Calls grow for investigation into alleged Spanish spying of Catalan independence figures

Basque, Galician, Valencian and anti-austerity groups join Catalan pro-independence parties' demand for commission of inquiry 

Parliament speaker Roger Torrent, July 8, 2020 (by Gerard Artigas)
Parliament speaker Roger Torrent, July 8, 2020 (by Gerard Artigas) / ACN

ACN | Barcelona/Madrid

July 20, 2020 05:08 PM

A coalition of Catalan, Basque, Galician, Valencian and anti-austerity parties have demanded a committee of inquiry be set up in Spain's Congress to investigate spying and "the intrusion on privacy and intimacy of political leaders, institutions, and individuals by the public structures of the Spanish state."

The phones of Catalan parliament speaker Roger Torrent and other pro-independence activists were targeted using spyware that experts say is only sold to governments to track criminals and terrorists, as revealed last week following a joint investigation by The Guardian and El País newspapers.

The petition – presented to Spain's lower parliamentary chamber by JxCat, ERC, CUP, EH Bildu, EAJ-PNV, Más País, Unidas Podemos, BNG and Compromís – aims to discover "in detail" the involvement of Spanish state institutions in the alleged "illegal intrusions" as well as the "responsibility and misuse of the technical structures of the Defense, Interior, Foreign, and Justice departments, and any links these have to espionage."

The signatories to the proposal state that, although the public authorities have denied any links to the facts, "it is known that the Spanish police and National Intelligence Center (CNI) used software for interfering with mobile phones and electronic devices."

Specifically, the parties note that "due to an internal leak of more than 400 emails, it was made public that the Spanish government was a customer - at least until 2015 - of NSO's Italian competitor, Hacking Team."

Torrent, along with current MP and former Catalan government minister Ernest Maragall, has announced a lawsuit against the former head of the CNI, Félix Sanz Roldán, accusing him of political espionage.

Other figures allegedly targeted by the Pegasus software, made by Israeli company NSO, include Anna Gabriel, a former MP for the far-left CUP party currently in exile in Switzerland; Jordi Domingo, a member of the Catalan National Assembly grassroots group; Jordi Puigneró, the current Catalan minister for Digital Policies; and Sergi Miquel, a close collaborator of Carles Puigdemont, the former Catalan president exiled in Belgium.

"This government is not spying on anyone"

The first vice president of the Spanish government, Carmen Calvo, says that neither the current executive nor the previous one, also led by the Socialists, has anything to do with the hacking of Torrent and Maragall's phones.

"This government does not spy on anyone.
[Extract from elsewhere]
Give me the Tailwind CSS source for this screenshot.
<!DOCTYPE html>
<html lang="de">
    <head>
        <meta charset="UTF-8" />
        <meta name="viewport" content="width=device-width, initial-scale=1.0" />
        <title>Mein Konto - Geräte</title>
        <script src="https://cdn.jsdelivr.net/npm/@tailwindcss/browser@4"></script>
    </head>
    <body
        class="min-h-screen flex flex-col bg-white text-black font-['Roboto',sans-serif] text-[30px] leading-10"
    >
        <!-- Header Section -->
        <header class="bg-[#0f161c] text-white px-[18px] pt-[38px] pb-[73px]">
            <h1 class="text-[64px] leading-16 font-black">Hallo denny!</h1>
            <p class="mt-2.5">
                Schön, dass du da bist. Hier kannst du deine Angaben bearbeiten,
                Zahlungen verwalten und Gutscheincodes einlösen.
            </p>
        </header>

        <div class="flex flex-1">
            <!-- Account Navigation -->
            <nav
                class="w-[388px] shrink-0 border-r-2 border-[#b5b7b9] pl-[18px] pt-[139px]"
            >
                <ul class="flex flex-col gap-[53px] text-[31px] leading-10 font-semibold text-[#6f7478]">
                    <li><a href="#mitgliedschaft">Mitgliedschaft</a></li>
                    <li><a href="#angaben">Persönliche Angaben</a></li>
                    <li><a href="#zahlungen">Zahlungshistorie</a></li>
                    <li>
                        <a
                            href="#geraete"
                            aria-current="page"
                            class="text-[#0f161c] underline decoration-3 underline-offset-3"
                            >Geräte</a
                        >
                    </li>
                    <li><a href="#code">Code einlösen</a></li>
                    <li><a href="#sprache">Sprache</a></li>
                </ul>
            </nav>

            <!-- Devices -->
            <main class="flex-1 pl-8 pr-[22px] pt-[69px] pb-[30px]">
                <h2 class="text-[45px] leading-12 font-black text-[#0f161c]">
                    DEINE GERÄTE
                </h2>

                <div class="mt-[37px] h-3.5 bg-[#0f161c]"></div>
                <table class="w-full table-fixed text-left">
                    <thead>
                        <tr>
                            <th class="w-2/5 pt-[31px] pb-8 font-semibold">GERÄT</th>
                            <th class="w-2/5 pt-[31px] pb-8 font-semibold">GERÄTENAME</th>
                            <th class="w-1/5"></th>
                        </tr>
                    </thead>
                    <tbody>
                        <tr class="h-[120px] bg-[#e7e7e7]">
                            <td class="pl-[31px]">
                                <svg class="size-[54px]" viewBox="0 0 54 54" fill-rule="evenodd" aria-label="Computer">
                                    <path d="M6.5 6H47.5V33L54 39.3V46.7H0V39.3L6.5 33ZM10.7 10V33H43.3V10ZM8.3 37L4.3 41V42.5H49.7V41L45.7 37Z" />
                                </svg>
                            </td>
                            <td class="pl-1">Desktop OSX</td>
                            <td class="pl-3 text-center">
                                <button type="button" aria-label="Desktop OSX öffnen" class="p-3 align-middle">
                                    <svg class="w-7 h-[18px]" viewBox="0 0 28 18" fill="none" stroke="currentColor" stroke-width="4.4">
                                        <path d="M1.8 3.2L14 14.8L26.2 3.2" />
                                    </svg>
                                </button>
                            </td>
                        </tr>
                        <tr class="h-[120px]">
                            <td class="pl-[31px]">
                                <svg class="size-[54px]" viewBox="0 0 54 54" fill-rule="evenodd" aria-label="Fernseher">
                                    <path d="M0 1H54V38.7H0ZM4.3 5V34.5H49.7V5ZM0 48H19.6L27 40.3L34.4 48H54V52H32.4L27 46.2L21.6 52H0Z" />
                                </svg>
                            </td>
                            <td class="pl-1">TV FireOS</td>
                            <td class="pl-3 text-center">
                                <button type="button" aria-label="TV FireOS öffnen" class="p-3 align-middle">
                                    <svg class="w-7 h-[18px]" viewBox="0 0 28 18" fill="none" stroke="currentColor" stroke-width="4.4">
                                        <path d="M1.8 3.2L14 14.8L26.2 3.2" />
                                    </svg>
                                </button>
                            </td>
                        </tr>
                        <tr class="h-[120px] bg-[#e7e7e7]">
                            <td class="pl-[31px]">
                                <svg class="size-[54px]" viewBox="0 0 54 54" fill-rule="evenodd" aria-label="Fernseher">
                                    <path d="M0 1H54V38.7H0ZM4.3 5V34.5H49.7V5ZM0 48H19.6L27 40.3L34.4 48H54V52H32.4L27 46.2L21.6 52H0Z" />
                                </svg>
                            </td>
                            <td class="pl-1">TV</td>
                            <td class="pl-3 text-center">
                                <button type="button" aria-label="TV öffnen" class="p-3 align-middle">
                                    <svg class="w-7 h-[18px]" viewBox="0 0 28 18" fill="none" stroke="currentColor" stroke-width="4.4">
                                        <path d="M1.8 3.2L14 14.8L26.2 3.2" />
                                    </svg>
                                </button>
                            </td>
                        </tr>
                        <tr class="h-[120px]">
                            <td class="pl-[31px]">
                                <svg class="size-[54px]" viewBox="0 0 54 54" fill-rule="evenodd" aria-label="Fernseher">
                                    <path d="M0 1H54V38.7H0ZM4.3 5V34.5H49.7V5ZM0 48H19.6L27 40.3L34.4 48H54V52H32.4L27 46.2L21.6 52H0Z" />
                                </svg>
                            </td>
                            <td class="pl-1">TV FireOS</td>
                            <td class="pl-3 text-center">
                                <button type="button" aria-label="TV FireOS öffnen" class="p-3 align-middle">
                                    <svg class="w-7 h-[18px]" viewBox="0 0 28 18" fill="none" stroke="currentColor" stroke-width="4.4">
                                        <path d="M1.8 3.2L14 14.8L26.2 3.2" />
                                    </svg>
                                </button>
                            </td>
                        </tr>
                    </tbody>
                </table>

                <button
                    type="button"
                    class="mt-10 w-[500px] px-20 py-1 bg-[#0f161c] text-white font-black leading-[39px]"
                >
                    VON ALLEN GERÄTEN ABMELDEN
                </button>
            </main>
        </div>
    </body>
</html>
Political opponents are not spied on, we are in dialogue with them," she said in an interview with 'eldiario.es' on Sunday.

On the other hand, Calvo's cabinet colleague Pablo Iglesias who leads Podemos, the smaller party in Spain's governing coalition, has called for a parliamentary committee.
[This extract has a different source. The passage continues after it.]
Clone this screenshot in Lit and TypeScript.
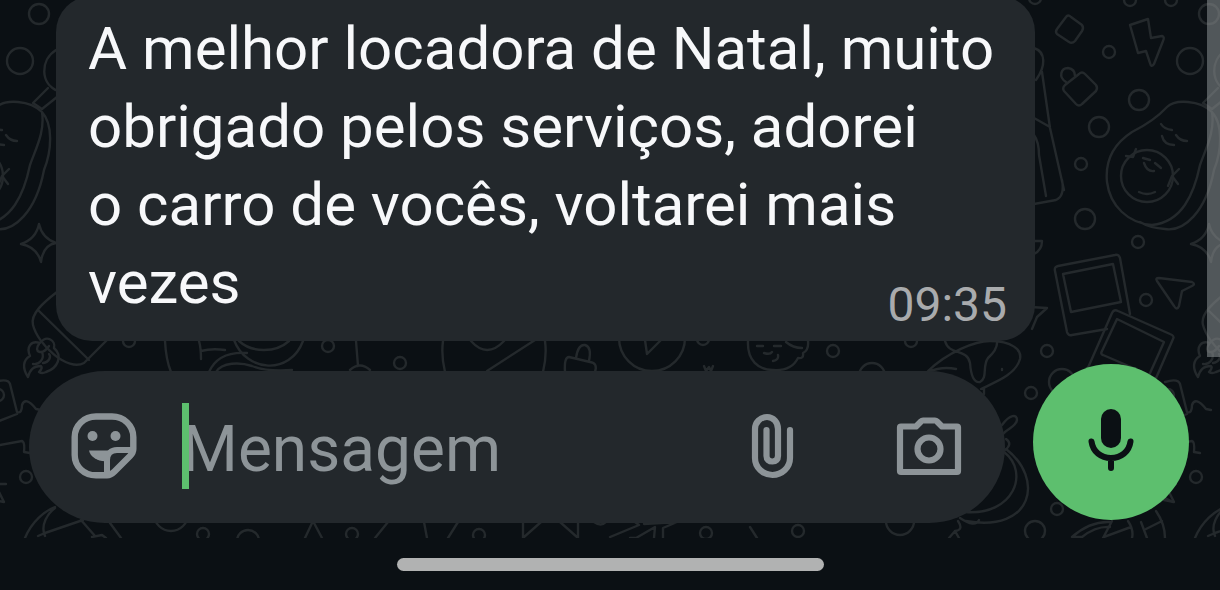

"For me, as well as being obviously a judicial matter, it's a political one," he said, adding that "this kind of practice is unacceptable in a democracy."

Catalan parliament studying options

As well as taking actions as an affected individual, speaker Torrent says that the "attack was on mobile phones belonging to parliament," and, as such, the Catalan chamber as an institution will study if it can also take some kind of legal action.